Arsilan adalah salah satu staf rumah tangga Presiden Soekarno dan salah satu saksi pelaku yang berkontribusi pada peristiwa pembacaan teks proklamasi kemerdekaan 17 Agustus 1945. Arsilan muda pria keturunan Banten ini sudah turut berkontribusi dalam upaya kaum Republiken mencapai kemerdekaan Indonesia sejak tahun 1940-an. Keluarganya merupakan staf rumah tangga tokoh pergerakan nasional Sukarno yang kemudian menjadi Presiden Pertama Republik. Akrab di lingkaran keluarga Sukarno, pada tahun 1945 pun akhirnya ia menjadi staf keluarga Bung Karno di Jalan Pegangsaan Timur nomor 56, Jakarta Pusat. Kewajibannya adalah menjaga dan memelihara kebun serta pekarangan rumah yang kemudian menjadi saksi dibacakannya teks proklamasi kemerdekaan Indonesia pada 17 Agustus 1945, jam 10.00 WIB.

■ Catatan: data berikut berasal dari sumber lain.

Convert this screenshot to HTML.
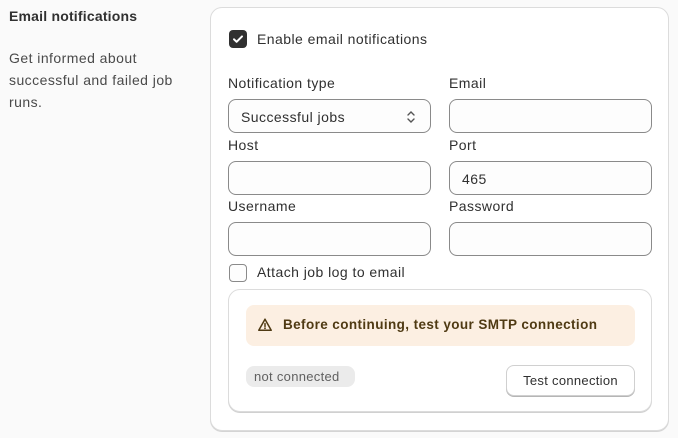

Arsilan mengaku ingatannya masih kuat. Ia bahkan masih bisa menyanyikan lagu berbahasa Jepang berjudul Miyoto sembari jalan ditempat, yang ia pelajari dari tentara Jepang saat ia bergabung di satuan Heiho pada tahun 1943 lalu. Namun ia bersikeras umurnya 92 tahun, walau pun ia mengakui ia kelahiran tahun 1925. Arsilan tinggal di sebuah bangunan kayu yang berdiri di atas trotoar jalan Bonang. Kediamannya itu berada di sisi luar tembok sebelah Timur Taman Proklamasi di Jalan Proklamasi, Menteng, Jakarta Pusat. Di sisi jalan tersebut selain kediamannya, juga terdapat belasan bangunan kayu lain yang dipergunakan para pedagang makanan.

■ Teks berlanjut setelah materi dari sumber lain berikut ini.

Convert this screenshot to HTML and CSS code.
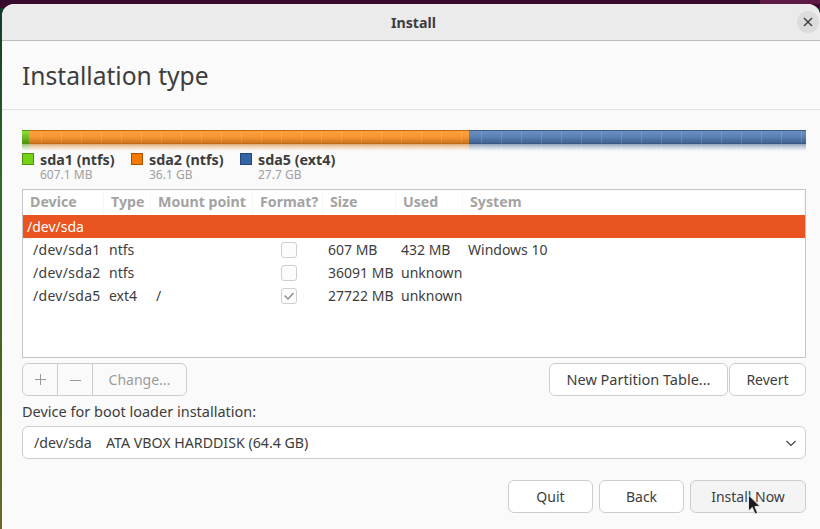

Gubuk Arsilan berukuran sekitar 4 X 3,5 meter yang ia akui bangun sendiri. Gubuknya agak tersamar karena berada di bagian belakang kios rokok, yang terlihat dari sisi jalan hanyalah pintu masuknya saja. Sementara di dalam gubuk tersebut terdapat beberapa buah kasur bekas yang ditumpuk sembarangan, berikut sejumlah bantal yang sudah usang. Kamar tersebut lembab, penuh debu dan minim penerangan, dan baunya pun khas. Beberapa kali kediamannya itu digusur oleh pemerintah daerah. Kata dia, terakhir kali bangunan itu digusur karena ada pejabat yang hendak melakukan inspeksi, setelahnya ia pun kembali mendirikan kembali kediamannya itu.
Hingga tahun 2003, Arsilan bekerja di kediaman keluarga Bung Karno di kawasan Menteng. Pekerjaannya terakhir adalah sebagai petugas keamanan, dengan gaji Rp 400 ribu per bulan. Setelahnya ia dan istrinya pun mencoba berdagang Surabi di Jalan Bonang. Setelah istrinya meninggal dan empat orang anaknya sudah mapan di perantauan, usaha Surabi itu pun berhenti. Laki-laki berdarah Banten itu kini hidup dari tunjangan pemerintah sebesar Rp 1 juta per bulan, karena ia pernah berperang melawan penjajah di Serpong, Banten, pada tahun 1940-an, dan kini berstatus anggota satuan Perintis Kemerdekaan Republik Indonesia (PKRI). Selain itu untuk menambah penghasilannya ia sehari-hari bekerja mengumpulkan gelas plastik air mineral.